Stated problem -
Produce an exact transcription of the listing below, omitting the pictures.

Data extract -
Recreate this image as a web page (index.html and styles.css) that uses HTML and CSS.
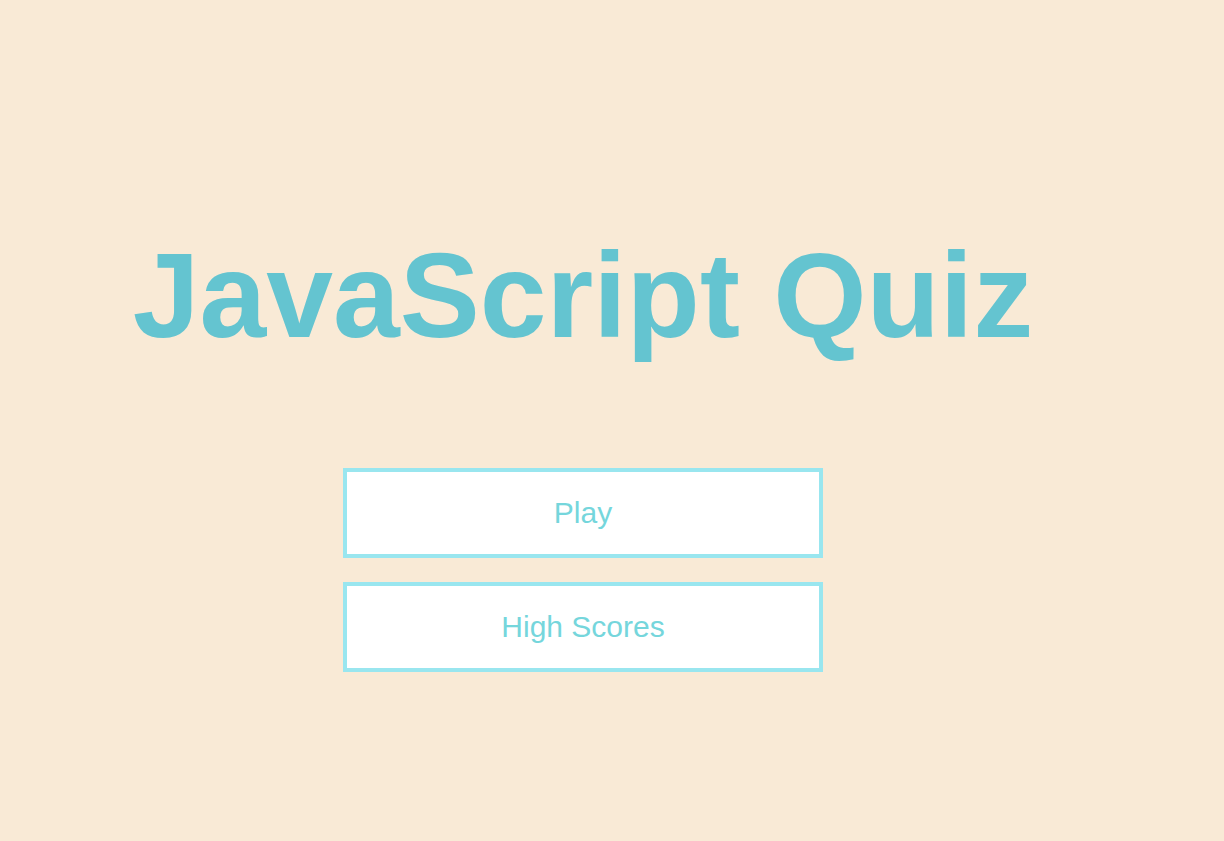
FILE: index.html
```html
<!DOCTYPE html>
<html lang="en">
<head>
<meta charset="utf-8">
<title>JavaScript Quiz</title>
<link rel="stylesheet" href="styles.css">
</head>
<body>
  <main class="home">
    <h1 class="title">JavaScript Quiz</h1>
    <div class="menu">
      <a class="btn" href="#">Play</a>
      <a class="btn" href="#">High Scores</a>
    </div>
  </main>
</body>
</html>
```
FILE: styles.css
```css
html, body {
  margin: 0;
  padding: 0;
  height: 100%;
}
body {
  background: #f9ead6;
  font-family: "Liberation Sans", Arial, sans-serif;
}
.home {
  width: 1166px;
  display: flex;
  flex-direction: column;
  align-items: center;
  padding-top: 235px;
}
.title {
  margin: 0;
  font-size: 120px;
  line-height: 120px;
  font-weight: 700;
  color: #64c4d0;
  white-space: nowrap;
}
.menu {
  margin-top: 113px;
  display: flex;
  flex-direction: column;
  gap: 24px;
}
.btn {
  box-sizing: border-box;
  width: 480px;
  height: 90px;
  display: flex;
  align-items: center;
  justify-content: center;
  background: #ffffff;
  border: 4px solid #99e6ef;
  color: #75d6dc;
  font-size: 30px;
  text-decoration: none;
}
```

Problem solution -
Recreate this image as a web page (index.html and styles.css) that uses HTML and CSS.
FILE: index.html
```html
<!DOCTYPE html>
<html lang="en">
<head>
<meta charset="utf-8">
<title>JavaScript Quiz</title>
<link rel="stylesheet" href="styles.css">
</head>
<body>
  <main class="home">
    <h1 class="title">JavaScript Quiz</h1>
    <div class="menu">
      <a class="btn" href="#">Play</a>
      <a class="btn" href="#">High Scores</a>
    </div>
  </main>
</body>
</html>
```
FILE: styles.css
```css
html, body {
  margin: 0;
  padding: 0;
  height: 100%;
}
body {
  background: #f9ead6;
  font-family: "Liberation Sans", Arial, sans-serif;
}
.home {
  width: 1166px;
  display: flex;
  flex-direction: column;
  align-items: center;
  padding-top: 235px;
}
.title {
  margin: 0;
  font-size: 120px;
  line-height: 120px;
  font-weight: 700;
  color: #64c4d0;
  white-space: nowrap;
}
.menu {
  margin-top: 113px;
  display: flex;
  flex-direction: column;
  gap: 24px;
}
.btn {
  box-sizing: border-box;
  width: 480px;
  height: 90px;
  display: flex;
  align-items: center;
  justify-content: center;
  background: #ffffff;
  border: 4px solid #99e6ef;
  color: #75d6dc;
  font-size: 30px;
  text-decoration: none;
}
```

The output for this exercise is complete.